Project Goalpost

Geez…I have to get on here more often. The last few months have been crazy, and as usual, I’m juggling a lot of projects and ambitions. My latest projects are two eight-week-old beagle puppies that my wife and I recently acquired. They’re a handful, and the last two weeks have blurred by, but I think we’re finally starting to get into a routine with them, which is a relief. Hopefully I’ll be able to start getting up at 415am again and knocking stuff out.

One of the things that I’ve been meaning to do for the last six months or so is come up with a unified goal plan for my life. I’m a pretty ambitious person, sometimes too ambitious, and I’m an optimistic perfectionist with procrastination tendencies, which is to say that I have good ideas, turn them into HUGE ideas, decide they have to be perfect, put them off, and then get depressed because I’m not meeting my goals. That’s a bit of an exaggeration, but you get the idea. Anyway, over the last few years, I’ve learned a lot about myself and my own shortcomings and I’ve come up with a few systems that work well for me, when I’m disciplined enough to use them.

  1. Goals – Having a solid path is crucial for me
  2. GTD – Managing my time
  3. Involving other people in my goals

Over the last year, I’ve adjusted to freelance work, but there’s a lot of things that have slipped a little over the past twelve months. It finally really hit me a couple weeks ago that it’s time to stop messing around. It’s time for me to get those things under control, and Project Goalpost is my code-named attempt to do that.

Project Goalpost is an effort to unify my goals from all different areas of my life, streamline them, align them with my current projects, devise a plan for goal review and habit building on a regular basis, request accountability, and incorporate a GTD workflow that includes these higher priorities.
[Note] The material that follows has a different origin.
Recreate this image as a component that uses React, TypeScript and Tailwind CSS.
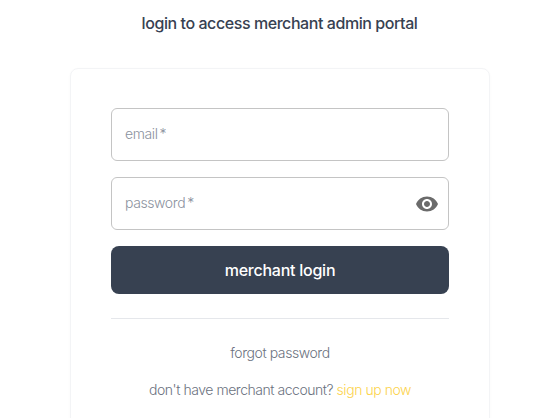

Every six months or so, I put together a new list of goals, based on what’s going on in my life. This means that I have lots of lists of goals and priorities, spread throughout my life…in notebooks, on Google Docs, on my hard drive, in my email, etc. These goals are often in conflict, are rarely reviewed, and many are not SMART.

On top of that, my use of GTD has really fallen by the wayside over the last 6-8 months. The difference in utility from using GTD at 80% and using it at 100% is incredible…in order to be truly effective, you must use it constantly and consistently. I have not been, and thus most of the utility is wasted.

What I’ve decided to do is take the following actions:

  1. Collect all my goals and lists of things I want to accomplish from all the various places they’re stashed
  2. Consolidate, eliminate, and add any new goals to the list
  3. Break the list into major categories (Personal, Physical, Real Estate, Career, etc) and time frames (short-, medium-, and long-term)
  4. Ensure every goal is SMART
  5. Ensure all categories have roughly the same amount of goals, to help ensure well-roundedness
  6. Compile into a master document
  7. Destroy or archive all source materials to avoid distraction
  8. Add all initial steps towards goals to GTD system
  9. Devise a schedule for goal review (daily for short-term, monthly for medium-term, every six months for long-term, etc)
  10. Determine what projects have relevance to goals, and ditch the ones that don’t
  11. Ask five or more people to review my list and help hold me accountable
  12. Post my list here and ask my readers to keep me accountable

These are typically the kinds of things that I would do on my own, without telling anyone, but I need some accountability. I need someone to ask me how my goals are going, so I’m laying it all out there. With the possible exception of a few very personal goals, I’ll be posting the results of Project Goalpost hopefully within the next few days.